T. Kalaiselvan, Advocate (Advocate) 27 December 2023
You have full rights to transfer your self acquired property in favor of only one son out of your two children.
The aggrieved son cannot claim any share in the property as a right.
You may better transfer the same by executing a registered settlement deed with or without any condition in favor of the chosen son during your lifetime.
Sudhir Kumar, Advocate (Advocate) 12 May 2024
make a WILL
Aadil (Student) 24 May 2024
Dear Chand Malhan,
Thank you for your query! I am Aadil and I will try to answer your question.
The short answer to your query is YES. You may transfer your property to just one of your sons after your death.
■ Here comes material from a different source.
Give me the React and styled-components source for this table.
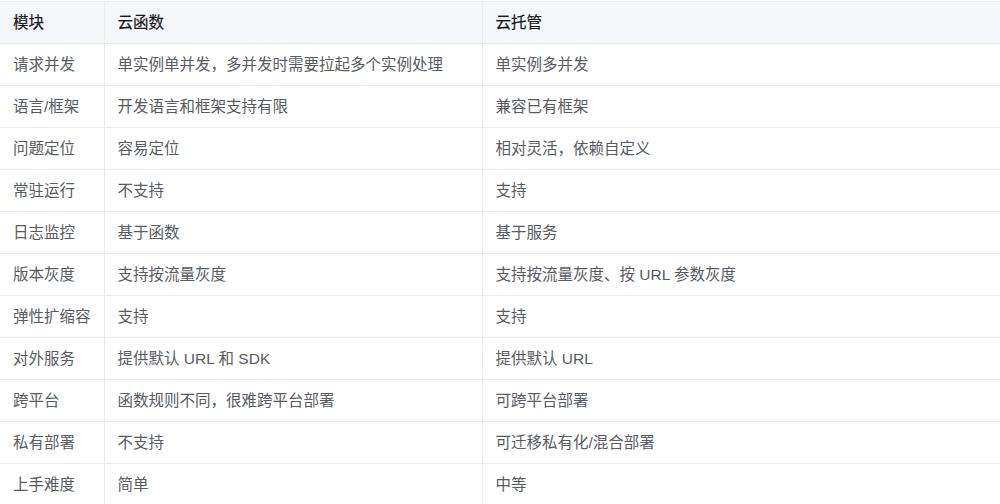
import React from 'react';
import styled, { createGlobalStyle } from 'styled-components';

const GlobalStyle = createGlobalStyle`
  html, body {
    margin: 0;
    padding: 0;
    background: #ffffff;
  }
  body {
    font-family: "Liberation Sans", "Noto Sans CJK SC", sans-serif;
  }
`;

const Wrapper = styled.div`
  width: 1000px;
  height: 504px;
  overflow: hidden;
  padding-top: 1px;
  box-sizing: border-box;
`;

const Table = styled.table`
  width: 1000px;
  border-collapse: collapse;
  table-layout: fixed;
  font-size: 15.5px;
`;

const HeadCell = styled.th`
  height: 42px;
  padding: 0 0 3px 13px;
  text-align: left;
  font-weight: 400;
  color: #16181c;
  background: #f5f6fa;
  border-top: 1px solid #e9ebf0;
  border-bottom: 1px solid #e9ebf0;
  border-left: ${({ $first }) => ($first ? 'none' : '1px solid #e9ebf0')};
  box-sizing: border-box;
  -webkit-text-stroke: 0.2px #16181c;
`;

const Cell = styled.td`
  height: 42px;
  padding: 0 0 3px 13px;
  color: #575b62;
  border-bottom: 1px solid #e9ebf0;
  border-left: ${({ $first }) => ($first ? 'none' : '1px solid #e9ebf0')};
  box-sizing: border-box;
  white-space: nowrap;
`;

const rows = [
  ['请求并发', '单实例单并发，多并发时需要拉起多个实例处理', '单实例多并发'],
  ['语言/框架', '开发语言和框架支持有限', '兼容已有框架'],
  ['问题定位', '容易定位', '相对灵活，依赖自定义'],
  ['常驻运行', '不支持', '支持'],
  ['日志监控', '基于函数', '基于服务'],
  ['版本灰度', '支持按流量灰度', '支持按流量灰度、按 URL 参数灰度'],
  ['弹性扩缩容', '支持', '支持'],
  ['对外服务', '提供默认 URL 和 SDK', '提供默认 URL'],
  ['跨平台', '函数规则不同，很难跨平台部署', '可跨平台部署'],
  ['私有部署', '不支持', '可迁移私有化/混合部署'],
  ['上手难度', '简单', '中等'],
];

export default function App() {
  return (
    <Wrapper>
      <GlobalStyle />
      <Table>
        <colgroup>
          <col style={{ width: 104 }} />
          <col style={{ width: 378 }} />
          <col style={{ width: 518 }} />
        </colgroup>
        <thead>
          <tr>
            <HeadCell $first>模块</HeadCell>
            <HeadCell>云函数</HeadCell>
            <HeadCell>云托管</HeadCell>
          </tr>
        </thead>
        <tbody>
          {rows.map((r) => (
            <tr key={r[0]}>
              <Cell $first>{r[0]}</Cell>
              <Cell>{r[1]}</Cell>
              <Cell>{r[2]}</Cell>
            </tr>
          ))}
        </tbody>
      </Table>
    </Wrapper>
  );
}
This can be done by creating a will, which shall contain the necessary conditions. As per Indian Succession Act, 1925, any person of sound mind may create a will, provided he is not intoxicated at the time of creation, and is in a state of sound mind if they are ordinarily insane. Even people who are deaf, dumb, or blind may create a will as long as they are aware of the consequences of their action, as per Section 59 of the Indian Succession Act, 1925.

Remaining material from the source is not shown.